3) It pays to be a wild and crazy guy. With eager anticipation, I fired up my newly made artificial intelligence machine, expecting a Frankenstein equivalent of Einstein to machine learn and do my tasks for me, and generally make me look brilliant. I figured that I was on the verge of artificial genius to enhance my brain capacity, which I already figured to be roughly the size of a small planet. So when it came to setting weights and biases, I either went with the integer 1 or a random integer, and figured that the back propagation would clean up and get me to the appropriate figure. Again, that would be the case if I had the patience to sit through a few million training epochs. When my perceptrons had the intellectually ability of Popeye the Sailor Man, I was sorely tempted to give up, until I started doing crazy things with the initial weights. In one case, I got satisfaction by starting with a value of 10^-3.
4) It pays to initially log everything. I was getting fabulous results in early testing with minimal training. I figured that I was well on the way to creating my own silicon-based Watson that would reside on my laptop at my beck and call. However as the number of training epochs climbed, the weight correction stalled and the logs reported that the local gradient was NaN or not a number. Several WTF sessions resulted, and it took me through the travail of logging everything to discover that the phi equation where I was supposed to calculate the local gradient, had a mistake. I was squaring Math.tan instead of Math.tanh.

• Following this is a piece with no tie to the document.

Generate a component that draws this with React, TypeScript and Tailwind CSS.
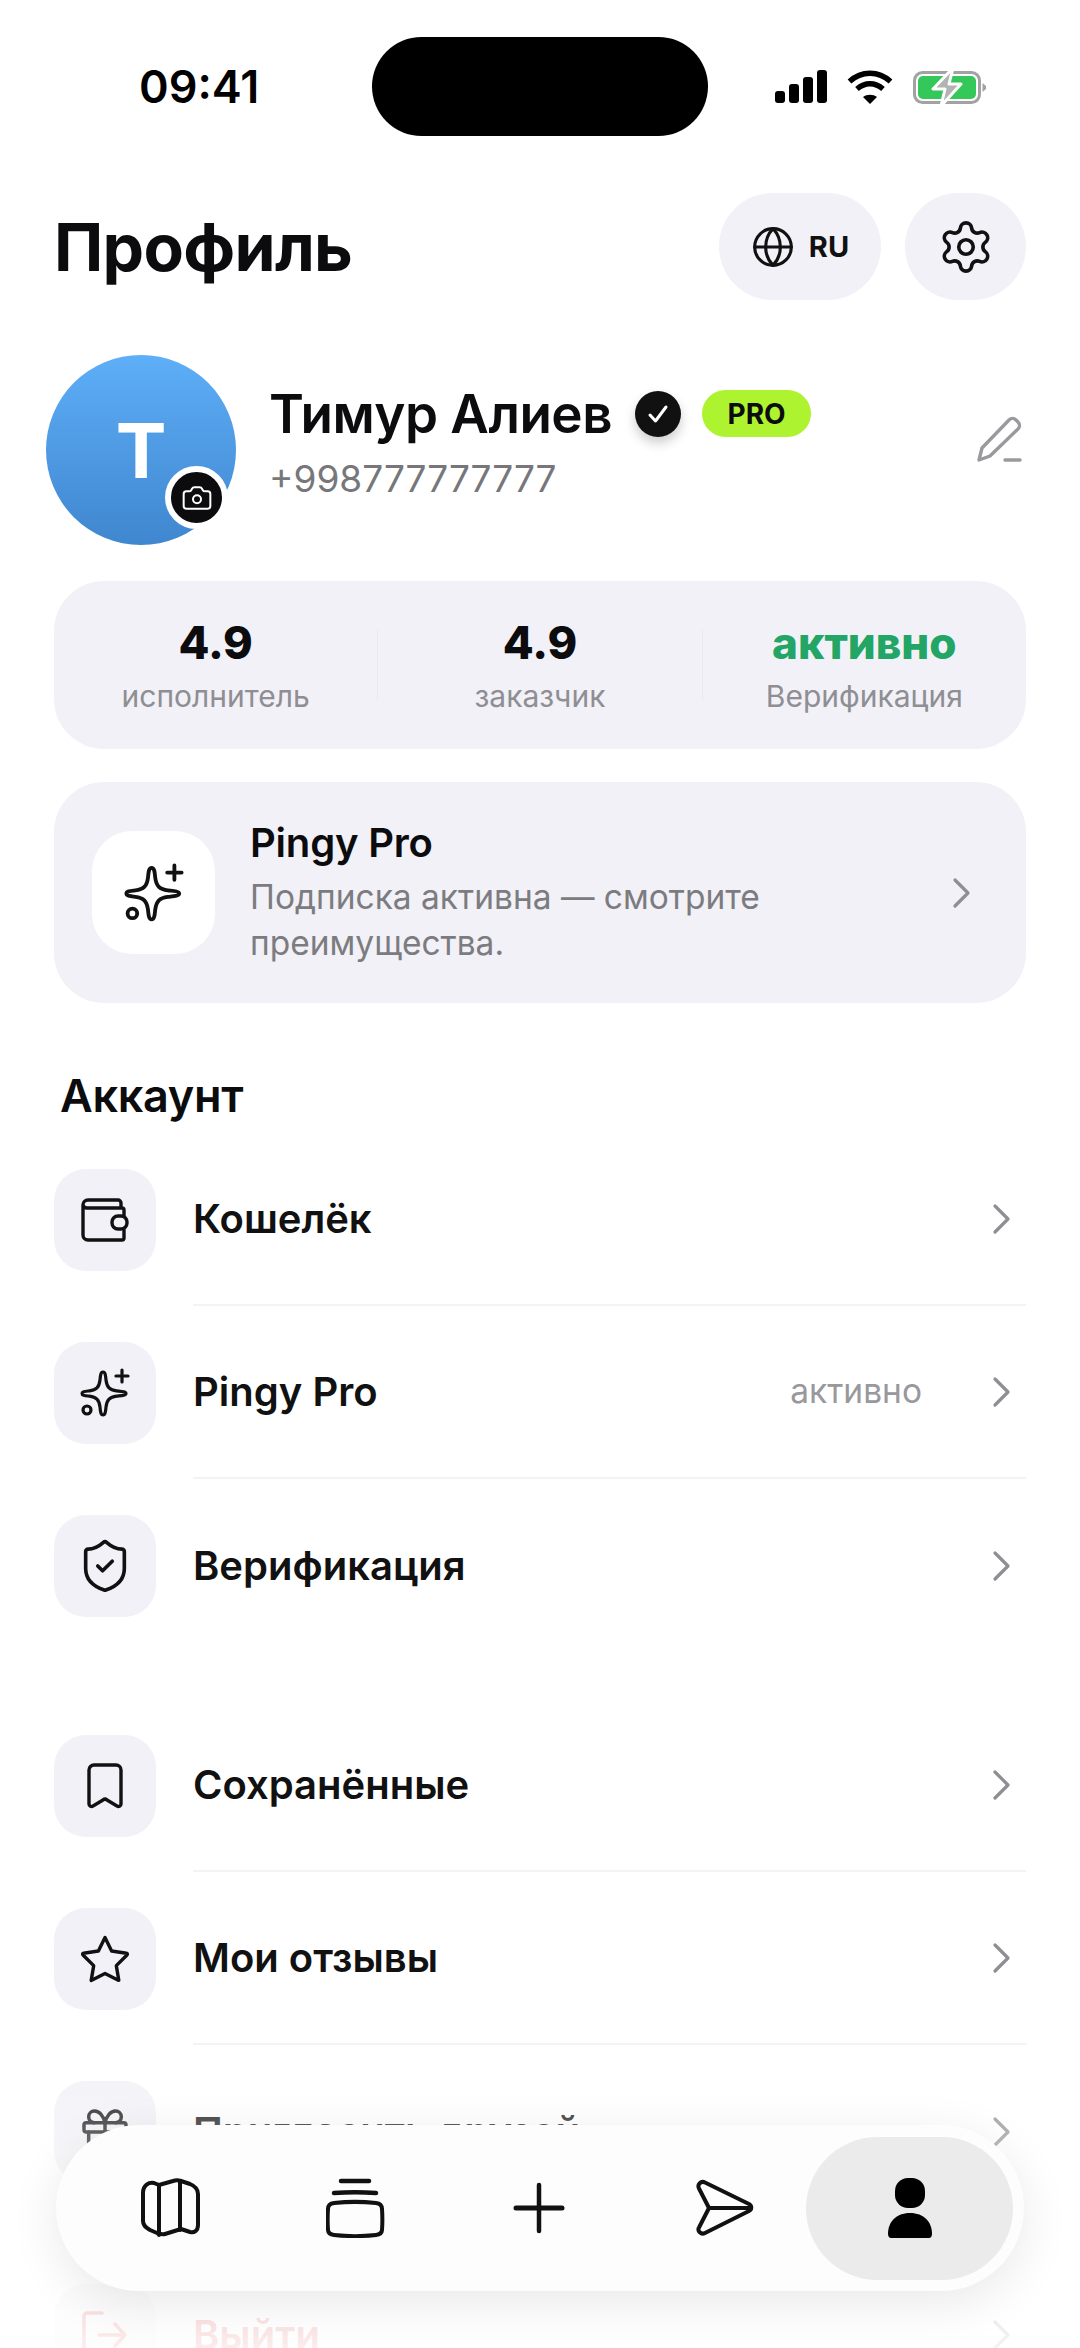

It was disappointing to learn that a programming error initially added a lot of accuracy and amazement to my artificial intelligence machine, but as it progressed, it got dumber and dumber. I suppose that it's a good model for the intellectual capacity of a human being's Life journey, but that wasn't what I was aiming for.
5) One of the most difficult things using multi-layer perceptrons is framing the tool such that the functioning maps clearly to a hypothesis value with a minimal amount of jumping through loops and hoops and a pile of remedial programming. In other words, to make the thing do real life work (instead of constructing a piece of software that autonomously mimics an exclusive OR gate, as most tutorials in this field do) you have to design it such that real world inputs can be mapped into the morphology, topology and operating methodology of an artificial neural net, and the outputs can be mapped to significant hypothesis values.
In other words, a high school girl can code a functional multi-layer perceptron machine (and she has -- if you watch TED talks, she diagnoses cancer with it), however it takes a bit of real work to make it solve real life problems. But when you do, machine learning is one of the most sublime achievements of the human race. The machines achieve a level of logic that their carbon-based creators cannot. And that is why Dr. Stephen Hawking says that Artificial Intelligence poses a threat to mankind. I am not worried about the threat of artificial intelligence. I am more worried about the threat of a fanatic, with a bunch of explosives strapped to his chest. It is only logical, and it doesn't take very many training epochs to figure that one out.